Task requirements:
Tell me how many lines hold "components", please, using only the number.

-- start of Dataset section --

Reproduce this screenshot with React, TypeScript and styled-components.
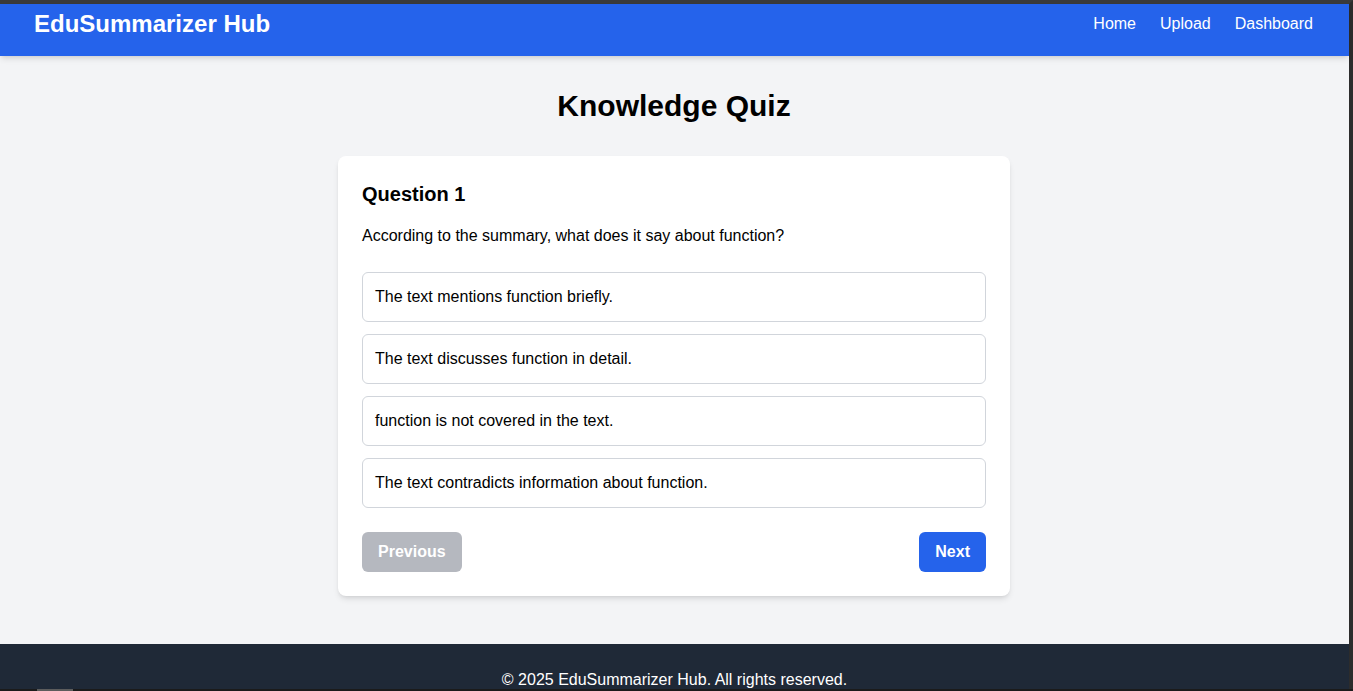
import React from "react";
import styled, { createGlobalStyle } from "styled-components";

const Global = createGlobalStyle`
  html, body { margin: 0; padding: 0; overflow: hidden; }
  body {
    font-family: "Liberation Sans", Arial, sans-serif;
    background: #f3f4f6;
    color: #000;
  }
  * { box-sizing: border-box; }
`;

const Frame = styled.div`
  display: flex;
  flex-direction: column;
  min-height: 100vh;
  border-top: 4px solid #3a3a3a;
  border-right: 4px solid #2c2c2c;
  background: #f3f4f6;
`;

const NavBar = styled.header`
  display: flex;
  align-items: center;
  justify-content: space-between;
  height: 52px;
  padding: 0 36px 13px 34px;
  background: #2563eb;
  color: #fff;
  box-shadow: 0 4px 6px -1px rgba(0, 0, 0, 0.1), 0 2px 4px -2px rgba(0, 0, 0, 0.1);
  position: relative;
  z-index: 1;
`;

const Logo = styled.div`
  font-size: 24px;
  line-height: 32px;
  font-weight: 700;
`;

const NavLinks = styled.nav`
  display: flex;
  gap: 24px;
`;

const NavLink = styled.a`
  color: #fff;
  text-decoration: none;
  font-size: 16px;
  line-height: 24px;
`;

const Main = styled.main`
  flex: 1;
  padding: 32px 17px 48px 16px;
  display: flex;
  flex-direction: column;
  align-items: center;
`;

const Title = styled.h1`
  margin: 0 0 32px;
  font-size: 30px;
  line-height: 36px;
  font-weight: 700;
  text-align: center;
`;

const Card = styled.section`
  width: 100%;
  max-width: 672px;
  background: #fff;
  border-radius: 8px;
  padding: 24px;
  box-shadow: 0 4px 6px -1px rgba(0, 0, 0, 0.1), 0 2px 4px -2px rgba(0, 0, 0, 0.1);
`;

const QuestionTitle = styled.h2`
  margin: 0 0 16px;
  font-size: 20px;
  line-height: 28px;
  font-weight: 700;
`;

const QuestionText = styled.p`
  margin: 0 0 24px;
  font-size: 16px;
  line-height: 24px;
`;

const Options = styled.div`
  display: flex;
  flex-direction: column;
  gap: 12px;
`;

const Option = styled.button`
  display: block;
  width: 100%;
  text-align: left;
  padding: 12px;
  border: 1px solid #d1d5db;
  border-radius: 6px;
  background: #fff;
  font-family: inherit;
  font-size: 16px;
  line-height: 24px;
  color: #000;
  cursor: pointer;
`;

const Actions = styled.div`
  display: flex;
  justify-content: space-between;
  margin-top: 24px;
`;

const NavButton = styled.button<{ $disabled?: boolean }>`
  padding: 8px 16px;
  border: none;
  border-radius: 6px;
  font-family: inherit;
  font-size: 16px;
  line-height: 24px;
  font-weight: 700;
  color: #fff;
  background: ${(p) => (p.$disabled ? "#b5b8bf" : "#2563eb")};
  cursor: ${(p) => (p.$disabled ? "not-allowed" : "pointer")};
`;

const Footer = styled.footer`
  background: #1f2937;
  color: #fff;
  text-align: center;
  padding: 24px 16px;
  font-size: 16px;
  line-height: 24px;
`;

const HScrollbar = styled.div`
  position: fixed;
  left: 0;
  right: 0;
  bottom: 0;
  height: 2px;
  background: #1b1b1b;
  z-index: 10;
`;

const HThumb = styled.div`
  margin-left: 37px;
  width: 36px;
  height: 2px;
  background: #5c5c5c;
`;

const options = [
  "The text mentions function briefly.",
  "The text discusses function in detail.",
  "function is not covered in the text.",
  "The text contradicts information about function.",
];

export default function App() {
  return (
    <>
      <Global />
      <Frame>
        <NavBar>
          <Logo>EduSummarizer Hub</Logo>
          <NavLinks>
            <NavLink href="#">Home</NavLink>
            <NavLink href="#">Upload</NavLink>
            <NavLink href="#">Dashboard</NavLink>
          </NavLinks>
        </NavBar>
        <Main>
          <Title>Knowledge Quiz</Title>
          <Card>
            <QuestionTitle>Question 1</QuestionTitle>
            <QuestionText>According to the summary, what does it say about function?</QuestionText>
            <Options>
              {options.map((o) => (
                <Option key={o}>{o}</Option>
              ))}
            </Options>
            <Actions>
              <NavButton $disabled>Previous</NavButton>
              <NavButton>Next</NavButton>
            </Actions>
          </Card>
        </Main>
        <Footer>© 2025 EduSummarizer Hub. All rights reserved.</Footer>
      </Frame>
      <HScrollbar>
        <HThumb />
      </HScrollbar>
    </>
  );
}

-- end of Dataset section --

Answer for this exercise:
2